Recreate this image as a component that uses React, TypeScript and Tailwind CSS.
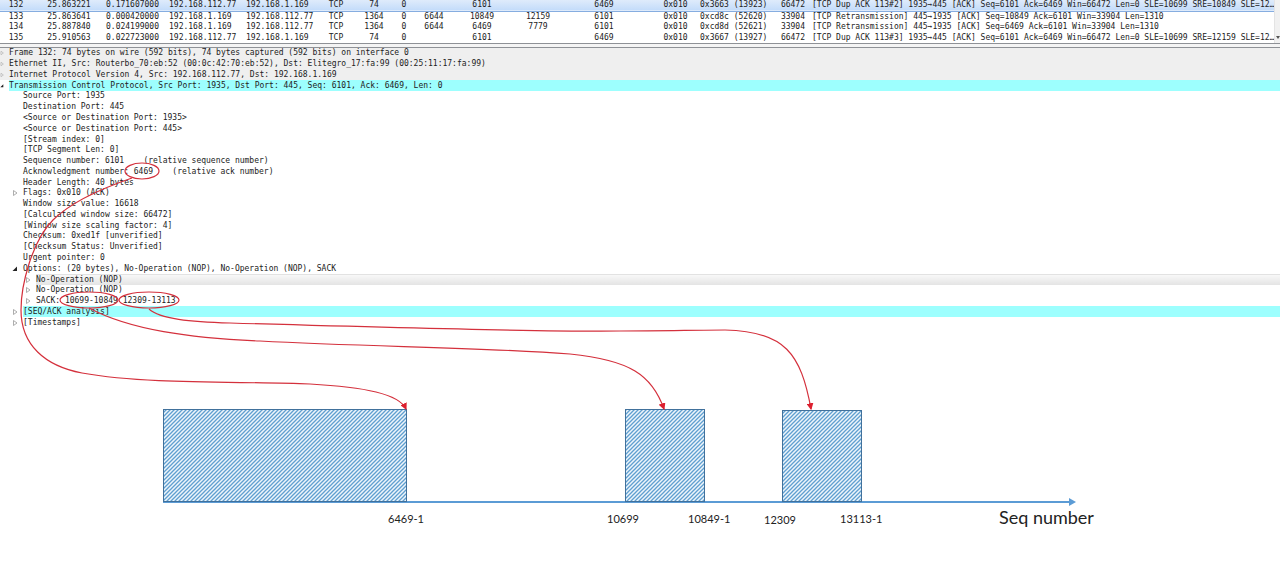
import clsx from 'clsx';

interface Packet {
    no: string;
    time: string;
    delta: string;
    source: string;
    destination: string;
    length: string;
    tcpLen: string;
    seq: string;
    nextSeq: string;
    ack: string;
    id: string;
    win: string;
    info: string;
}

interface TreeLine {
    text: string;
    depth: number;
    marker?: 'open' | 'closed';
    tone?: 'gray' | 'cyan' | 'selected';
}

const packets: Packet[] = [
    { no: '132', time: '25.863221', delta: '0.171607000', source: '192.168.112.77', destination: '192.168.1.169', length: '74', tcpLen: '', seq: '6101', nextSeq: '', ack: '6469', id: '0x3663 (13923)', win: '66472', info: '[TCP Dup ACK 113#2] 1935→445 [ACK] Seq=6101 Ack=6469 Win=66472 Len=0 SLE=10699 SRE=10849 SLE=12…' },
    { no: '133', time: '25.863641', delta: '0.000420000', source: '192.168.1.169', destination: '192.168.112.77', length: '1364', tcpLen: '6644', seq: '10849', nextSeq: '12159', ack: '6101', id: '0xcd8c (52620)', win: '33904', info: '[TCP Retransmission] 445→1935 [ACK] Seq=10849 Ack=6101 Win=33904 Len=1310' },
    { no: '134', time: '25.887840', delta: '0.024199000', source: '192.168.1.169', destination: '192.168.112.77', length: '1364', tcpLen: '6644', seq: '6469', nextSeq: '7779', ack: '6101', id: '0xcd8d (52621)', win: '33904', info: '[TCP Retransmission] 445→1935 [ACK] Seq=6469 Ack=6101 Win=33904 Len=1310' },
    { no: '135', time: '25.910563', delta: '0.022723000', source: '192.168.112.77', destination: '192.168.1.169', length: '74', tcpLen: '', seq: '6101', nextSeq: '', ack: '6469', id: '0x3667 (13927)', win: '66472', info: '[TCP Dup ACK 113#3] 1935→445 [ACK] Seq=6101 Ack=6469 Win=66472 Len=0 SLE=10699 SRE=12159 SLE=12…' },
];

const treeLines: TreeLine[] = [
    { text: 'Frame 132: 74 bytes on wire (592 bits), 74 bytes captured (592 bits) on interface 0', depth: 0, marker: 'closed', tone: 'gray' },
    { text: 'Ethernet II, Src: Routerbo_70:eb:52 (00:0c:42:70:eb:52), Dst: Elitegro_17:fa:99 (00:25:11:17:fa:99)', depth: 0, marker: 'closed', tone: 'gray' },
    { text: 'Internet Protocol Version 4, Src: 192.168.112.77, Dst: 192.168.1.169', depth: 0, marker: 'closed', tone: 'gray' },
    { text: 'Transmission Control Protocol, Src Port: 1935, Dst Port: 445, Seq: 6101, Ack: 6469, Len: 0', depth: 0, marker: 'open', tone: 'cyan' },
    { text: 'Source Port: 1935', depth: 1 },
    { text: 'Destination Port: 445', depth: 1 },
    { text: '<Source or Destination Port: 1935>', depth: 1 },
    { text: '<Source or Destination Port: 445>', depth: 1 },
    { text: '[Stream index: 0]', depth: 1 },
    { text: '[TCP Segment Len: 0]', depth: 1 },
    { text: 'Sequence number: 6101    (relative sequence number)', depth: 1 },
    { text: 'Acknowledgment number: 6469    (relative ack number)', depth: 1 },
    { text: 'Header Length: 40 bytes', depth: 1 },
    { text: 'Flags: 0x010 (ACK)', depth: 1, marker: 'closed' },
    { text: 'Window size value: 16618', depth: 1 },
    { text: '[Calculated window size: 66472]', depth: 1 },
    { text: '[Window size scaling factor: 4]', depth: 1 },
    { text: 'Checksum: 0xed1f [unverified]', depth: 1 },
    { text: '[Checksum Status: Unverified]', depth: 1 },
    { text: 'Urgent pointer: 0', depth: 1 },
    { text: 'Options: (20 bytes), No-Operation (NOP), No-Operation (NOP), SACK', depth: 1, marker: 'open' },
    { text: 'No-Operation (NOP)', depth: 2, marker: 'closed', tone: 'selected' },
    { text: 'No-Operation (NOP)', depth: 2, marker: 'closed' },
    { text: 'SACK: 10699-10849 12309-13113', depth: 2, marker: 'closed' },
    { text: '[SEQ/ACK analysis]', depth: 1, marker: 'closed', tone: 'cyan' },
    { text: '[Timestamps]', depth: 1, marker: 'closed' },
];

const indents = ['w-[9px]', 'w-[23px]', 'w-[36px]'];

const tones = {
    gray: 'bg-[#efefef]',
    cyan: 'bg-[#9dfffe]',
    selected: 'bg-linear-to-b from-[#f8f8f8] to-[#e4e4e4] border-t border-[#e2e2e2]',
};

const columns = [
    'w-8', 'w-[74px]', 'w-[52px]', 'w-[87px]', 'w-[76px]', 'w-[30px]', 'w-[46px]', 'w-[14px]',
    'w-[46px]', 'w-[50px]', 'w-[62px]', 'w-[70px]', 'w-[61px]', 'w-[78px]', 'w-[34px]',
];

function PacketList() {
    return (
        <div className="flex border-b border-[#8e9196] bg-white">
            <div className="min-w-0 flex-1">
                <table className="h-[43px] w-full table-fixed border-collapse text-center">
                    <colgroup>
                        {columns.map((width, i) => (
                            <col key={i} className={width} />
                        ))}
                        <col />
                    </colgroup>
                    <tbody>
                        {packets.map((p, i) => (
                            <tr
                                key={p.no}
                                className={i === 0 ? 'bg-linear-to-b from-[#dfebfb] to-[#c4dcfa] border-b border-[#86ade0]' : ''}
                            >
                                <td>{p.no}</td>
                                <td>{p.time}</td>
                                <td>{p.delta}</td>
                                <td className="pl-[11px] text-left">{p.source}</td>
                                <td className="pl-px text-left">{p.destination}</td>
                                <td>TCP</td>
                                <td>{p.length}</td>
                                <td>0</td>
                                <td>{p.tcpLen}</td>
                                <td>{p.seq}</td>
                                <td>{p.nextSeq}</td>
                                <td>{p.ack}</td>
                                <td className="pl-3">0x010</td>
                                <td className="text-left">{p.id}</td>
                                <td className="pr-[7px] text-right">{p.win}</td>
                                <td className="text-left">{p.info}</td>
                            </tr>
                        ))}
                    </tbody>
                </table>
            </div>
            {/* Scrollbar track */}
            <div className="flex w-[6px] items-end justify-end border-l border-[#e4e4e4] bg-[#f1f1f1] pb-1">
                <svg viewBox="0 0 4 3" className="h-[3px] w-1">
                    <path d="M0 0H4L2 3Z" fill="#555" />
                </svg>
            </div>
        </div>
    );
}

function Marker({ type }: { type: 'open' | 'closed' }) {
    return (
        <svg viewBox="0 0 6 6" className="size-[6px]">
            {type === 'open' ? (
                <path d="M5 .5V5H.5Z" fill="#222" />
            ) : (
                <path d="M1.5 .5 5 3 1.5 5.5Z" fill="#fff" stroke="#999" strokeWidth=".8" />
            )}
        </svg>
    );
}

function PacketDetails() {
    return (
        <div className="grid h-[280px] auto-rows-fr">
            {treeLines.map((line, i) => (
                <div key={i} className="flex min-h-0 items-stretch">
                    <span className={clsx('flex shrink-0 items-center justify-end pr-[5px]', indents[line.depth], line.tone === 'gray' && 'bg-[#efefef]')}>
                        {line.marker && <Marker type={line.marker} />}
                    </span>
                    <span className={clsx('flex flex-1 items-center', line.tone && tones[line.tone])}>{line.text}</span>
                </div>
            ))}
        </div>
    );
}

function SequenceDiagram() {
    return (
        <svg viewBox="0 0 1280 575" className="pointer-events-none absolute top-0 left-0 h-[575px] w-[1280px]">
            <defs>
                <pattern id="hatch" width="4" height="4" patternUnits="userSpaceOnUse">
                    <rect width="4" height="4" fill="#eef5fb" />
                    <path d="M-1 1 1-1M0 4 4 0M3 5 5 3" stroke="#5f9fd0" strokeWidth="1.3" />
                </pattern>
                <marker id="tip" viewBox="0 0 6 6" refX="5" refY="3" markerWidth="7" markerHeight="7" markerUnits="userSpaceOnUse" orient="auto">
                    <path d="M0 0 6 3 0 6Z" fill="#dc1f2e" />
                </marker>
            </defs>

            {/* Axis */}
            <path d="M163 502H1070" stroke="#5b9bd5" strokeWidth="2" />
            <path d="M1069 498 1076 502 1069 506Z" fill="#5b9bd5" />

            {/* Received ranges */}
            <g fill="url(#hatch)" stroke="#41719c">
                <rect x="163.5" y="409.5" width="243" height="92" />
                <rect x="625.5" y="409.5" width="79" height="92" />
                <rect x="782.5" y="410.5" width="79" height="91" />
            </g>

            <g className="fill-[#222] font-[Lato,sans-serif] text-[11px]">
                <text x="388" y="523">6469-1</text>
                <text x="607" y="523">10699</text>
                <text x="688" y="523">10849-1</text>
                <text x="764" y="524">12309</text>
                <text x="840" y="523">13113-1</text>
                <text x="999" y="524" className="text-[18px]">Seq number</text>
            </g>

            {/* Callouts */}
            <g fill="none" stroke="#d4303c" strokeWidth="1.2">
                <ellipse cx="142" cy="171" rx="17" ry="8" />
                <ellipse cx="89" cy="300" rx="29" ry="8" />
                <ellipse cx="149" cy="300" rx="30" ry="8" />
                <path d="M132 178C100 189 70 203 53 220C32 241 21 285 21 310C21 345 45 366 82 373C150 385 240 381 310 384C365 387 399 394 406 409" markerEnd="url(#tip)" />
                <path d="M89 308C130 330 190 338 260 341C370 347 480 347 570 354C630 360 652 375 664 409" markerEnd="url(#tip)" />
                <path d="M149 309C160 319 190 322 230 323C400 328 540 332 620 331C660 331 700 330 725 330C785 331 801 354 811 409" markerEnd="url(#tip)" />
            </g>
        </svg>
    );
}

export default function App() {
    return (
        <main className="relative min-h-screen overflow-hidden bg-white font-['DejaVu_Sans_Mono',monospace] text-[8px] leading-[10px] whitespace-pre text-[#222]">
            <PacketList />
            <div className="h-1 border-b border-[#8e9196] bg-[#f4f4f4]" />
            <PacketDetails />
            <SequenceDiagram />
        </main>
    );
}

——

◆ **Task brief**
Every line from the start of the listing above through the line with "import clsx from 'clsx';" should be repeated exactly; skip the pictures and add nothing else.

◆ **Result below**
Recreate this image as a component that uses React, TypeScript and Tailwind CSS.
import clsx from 'clsx';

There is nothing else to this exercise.